Turnage ranges far and wide while the Nash provide definitive performances

This is the third disc from the Nash Ensemble devoted to the music of Mark-Anthony Turnage and it is, in a sense, the most representative. The first presented mainly early works in his tough urban vein (NMC, 9/95); the second implied membership of some latter-day cowpat school (Black Box, 8/01). The latest collection gives more indication of his range.
My favourites come from opposite tendencies. Slide Stride (2002) is a noisily affirmative piano quintet based on James P Johnson’s style of jazz piano and dedicated to Richard Rodney Bennett, whereas True Life Stories, unveiled as a group by Leif Ove Andsnes in 2000, are cool piano miniatures. As is usual with Turnage these days, not all the core material is new and the last in the sequence, the haunting tribute to Toru Takemitsu, cheekily reprises the final item on that Black Box anthology. Ian Brown plays it with more restraint and less pedal this time around – or it could be simply that the sound is not as resonant.

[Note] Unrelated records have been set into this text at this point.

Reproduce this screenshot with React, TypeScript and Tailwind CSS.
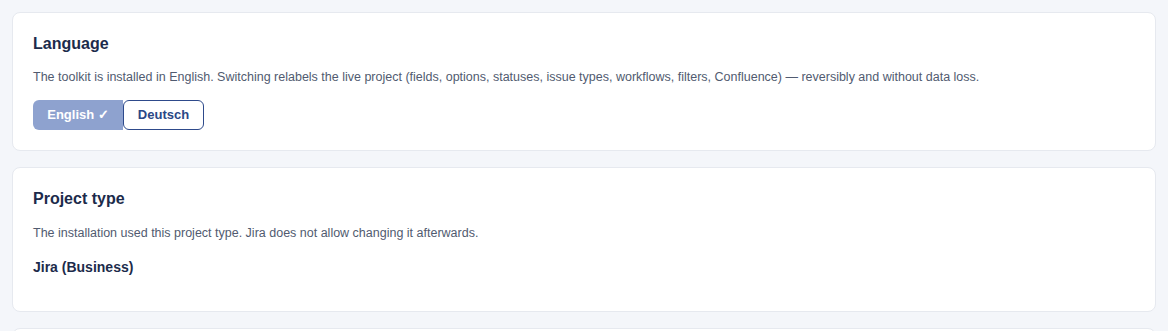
import React from 'react';

const Card: React.FC<{ title: string; children: React.ReactNode; className?: string }> = ({ title, children, className }) => (
  <section className={`bg-white rounded-lg border border-[#e6e9ef] px-5 pt-5 ${className ?? 'pb-5'}`}>
    <h2 className="text-[16px] leading-[22px] font-bold text-[#1c2b4b]">{title}</h2>
    {children}
  </section>
);

export default function App() {
  return (
    <div className="min-h-screen bg-[#f4f6fa] px-3 pt-3 flex flex-col gap-4 font-['Liberation_Sans',Arial,sans-serif]">
      <Card title="Language">
        <p className="mt-3 text-[12.5px] leading-5 text-[#515b70]">
          The toolkit is installed in English. Switching relabels the live project (fields, options, statuses, issue types, workflows, filters, Confluence) — reversibly and without data loss.
        </p>
        <div className="mt-[13px] flex">
          <button className="h-[30px] w-[90px] rounded-l-md bg-[#8ea2cf] text-white text-[13px] font-bold">
            English ✓
          </button>
          <button className="h-[30px] w-[81px] rounded-md border border-[#2e4a8b] bg-white text-[#2a4786] text-[13px] font-bold">
            Deutsch
          </button>
        </div>
      </Card>
      <Card title="Project type" className="pb-[34px]">
        <p className="mt-[13px] text-[12.5px] leading-5 text-[#515b70]">
          The installation used this project type. Jira does not allow changing it afterwards.
        </p>
        <p className="mt-[14px] text-[14px] leading-5 font-bold text-[#1c2b4b]">Jira (Business)</p>
      </Card>
      <section className="bg-white rounded-lg border border-[#e6e9ef] h-[40px]" />
    </div>
  );
}
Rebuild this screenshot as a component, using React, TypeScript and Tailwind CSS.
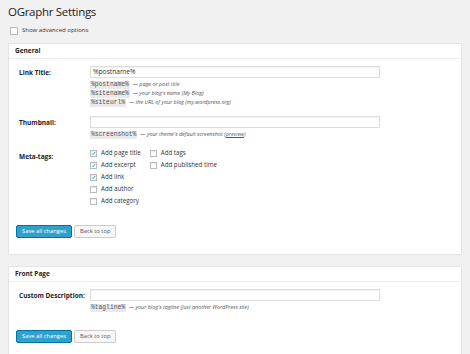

It seems a churlish sort of response but I couldn’t help wondering why certain British composers are so well represented on CD when others have yet to make any sort of impression. While Turnage demonstrates a continuing ability to straddle disparate musical worlds, his startling fluency begins to look as much a problem as an asset. In Two Baudelaire Songs (2004) he sets poems already transmogrified by Debussy and Henri Duparc. Only here L’invitation au voyage is deconstructed rather than indulged, a peculiarly dissonant close undercutting the ‘Luxe, calme et volupté’ of the text. As miked, the soloist Sally Matthews is very much one of the band. Lawrence Power’s viola seems rather forwardly placed in the autumnal Eulogy (2003), an immediately convincing composition that doesn’t strive for novelty.

Turnage’s world has dark, claustrophobic qualities, underlined here by the immediate, focused recording masterminded by Chris Craker. Barry Witherden’s copious notes are helpful even if they enthuse a bit too much for me. I’m not sure I would want to digest the entire concert at one sitting though this generous selection of definitive performances is well worth sampling.